SUPR
Identification of causative gut microbiota and metabolites in colon cancer
Dnr:

NAISS 2024/5-204

Type:

NAISS Medium Compute

Principal Investigator:

Amirata Saei Dibavar

Affiliation:

Karolinska Institutet

Start Date:

2024-05-31

End Date:

2024-12-01

Primary Classification:

30203: Cancer and Oncology

Secondary Classification:

10606: Microbiology (medical to be 30109 and agricultural to be 40302)

Allocation

Abstract

Colorectal cancer (CRC) is the third leading cause of cancer-related deaths. Disease recurrence is common, and more than fifty percent of patients pass away from metastatic disease. The human colon is an exceptional environment where dietary nutrients, host cells, microbiota and their products create a complex ecosystem. Hosting thousands of prokaryotic species, the gut microbiome is a treasury of metabolites that can influence human physiology. While most microbiota are believed to be commensal or symbiotic (e.g., producing serotonin or SCFAs), some produce harmful metabolites such as trimethylamine N-oxide, associated with cardiovascular disease risk. Microbiome dysbiosis underlies obesity, inflammatory bowel disease and other disorders in humans. However, the role of microbiome in CRC is understudied. We hypothesize that the naturally occurring microbial entities in the colon microenvironment can modulate cancer cell growth through their metabolites and metabolic reprogramming of tumor cells. Evidence supporting this hypothesis is that i) a high density of bacteria in the colon is associated with a higher incidence of CRC, ii) the biofilm-positive mucosal homogenates of CRC patients are carcinogenic in mice, and iii) the specific gut microbial metabolite pattern can exacerbate CRC progression.
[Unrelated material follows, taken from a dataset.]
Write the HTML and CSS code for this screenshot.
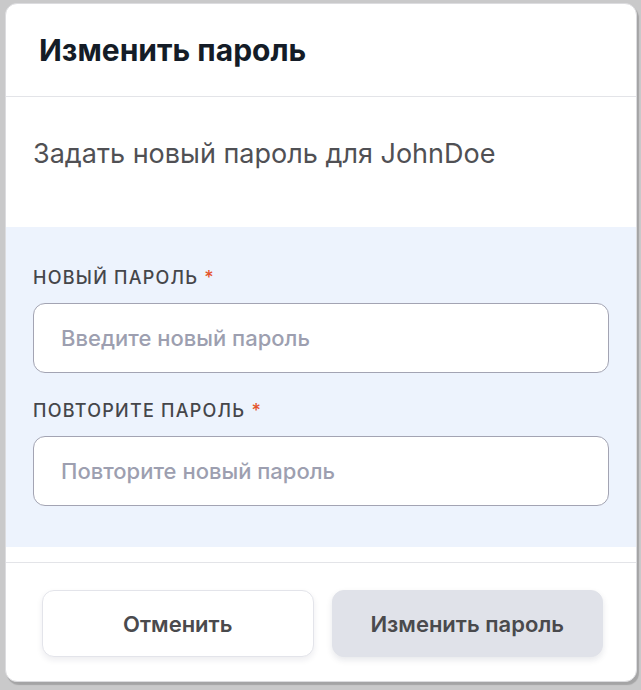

Past research has shown associations between the abundance of bacteria such as Fusobacterium nucleatum and Bacteroides fragilis or metabolites such as formate with CRC. Identification of causative microbiota and metabolites would allow us to decipher their mechanism of action in CRC development and reveal preventive strategies or drug targets for therapeutic intervention. Under the hypothesis that “microbiome and its metabolites can modulate colon cancer cell growth”, we aim to employ a data-driven multi-omics approach based on machine learning to study the complex interactions between the gut microbiota and their metabolites with colon cancer and identify causative entities. Applying multidimensional proteomics on host cells treated with causative bacteria and/or metabolites that can modulate cancer cell growth, we will identify vulnerabilities and druggable targets in the host.